Pada kenyataannya, Jacobson sudah berupaya untuk membaca salinan naskah-naskah beraksara incoung tersebut, akan tetapi tidak berhasil. Akhirnya Jocobson meminta bantuan seorang temannya, L. C. Westenenk yang pada saat itu menjabat sebagai Residen Bengkulu, untuk membantu memecahkan misteri salinan naskah beraksara incoung tersebut. Westenenk sendiri tidak pernah ke Kerinci, meskipun sempat berencana melakukan penelitian lebih lanjut ke Kerinci, namun karena kesibukannya rencana tersebut tidak terlaksana.

Dengan berbekal pengalaman sebelumnya yang pernah mentransliterasikan naskah Rencong dari daerah Lubuk Blimbing di Bengkulu pada tahun 1919, dan telah dipublikasikan dengan judul "Aanteekeningen omtrent het hoornopschrift van Loeboek Blimbing (Benkoelen)", Westenenk mempelajari salinan naskah yang diberikan oleh Jacobson, dan akhirnya dia berhasil mentransliterasikan naskah-naskah tersebut dengan memperbandingkan Surat Incoung Kerinci dengan Surat Rencong di Bengkulu.

Dalam tulisan Rèntjong-schrift II tersebut, Westenenk juga membuat daftar susunan Surat Incoung tersebut sebagaimana urutan aksara Rejang yang dimulai dengan aksara Ka, Ga, Nga, dst., yang semuanya berjumlah 28 aksara, dimana beberapa diantaranya terdapat beberapa varian hingga 3 macam. Diakritik untuk bunyi vokal ada 2 yaitu tanda untuk merubah bunyi vokal ‘a’ dibelakang bunyi konsonan suatu aksara (silaba) menjadi bunyi vokal ‘i’ dan ‘u’, serta terdapat 3 diakritik lainnya untuk ‘h’, ‘ng’, dan tanda bunuh. Selain itu juga dilengkapi dengan beberapa contoh aplikasi tulisan atau kata yang ditulis dengan aksara incoung beserta transliterasi huruf latinnya..

Meskipun Westenenk mengkritisi dan menyalahkan susunan abjad/Alpha Silabari dan beberapa karakter Surat Incoung yang dibuat William Marsden (1834), tetapi hal ini ditanggapi oleh Petrus Voorhoeve (1941) bahwa versi Marsden tersebut tidaklah terlalu banyak salah sebagaimana yang disangkakan oleh Westenenk, karena apa yang ditulis oleh Marsden lebih banyak merupakan karakter surat incoung yang ditulis pada naskah bambu, sedangkan versi Westenenk lebih banyak berdasarkan karakter/aksara pada naskah tanduk. Westenenk juga berkesimpulan bahasa yang digunakan adalah bahasa Melayu dialek Minangkabau. Mungkin Westenenk mengacu kepada tulisan-tulisan pada masa itu yang banyak mengelompokkan etnis Kerinci kepada kelompok Minangkabau.

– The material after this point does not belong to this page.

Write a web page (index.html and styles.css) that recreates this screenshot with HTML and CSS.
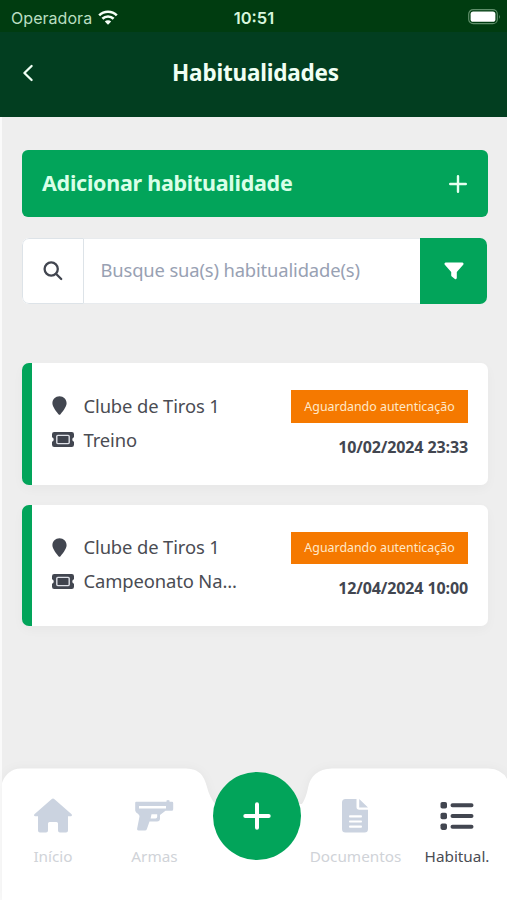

Jika dibandingkan dengan Surat Incoung versi William Marsden (1934), terdapat perbedaan jumlah aksara, dimana pada versi Westenenk berjumlah 28 aksara tetapi tidak terdapat aksara /a.ha/, /hia/ dan /hha/, sedangan pada versi Marsden berjumlah 29 aksara tetapi tidak terdapat aksara /da/ dan /mba/.

Pada saat ini, Surat Incoung versi Westenenk ini lebih popular dan terkesan telah menjadi bentuk baku untuk formulasi Surat Incoung. Diantaranya juga dimuat dalam bagian akhir Kamus Besar Bahasa Indonesia edisi IV dan dalam beberapa tulisan ilmiah lainnya. Padahal masih banyak yang harus dikoreksi lagi, terutama berkaitan dengan jumlah aksara dan kebenaran atau ketepatan karakter/aksaranya, bahasa yang digunakan serta kajian-kajian filologi lainnya.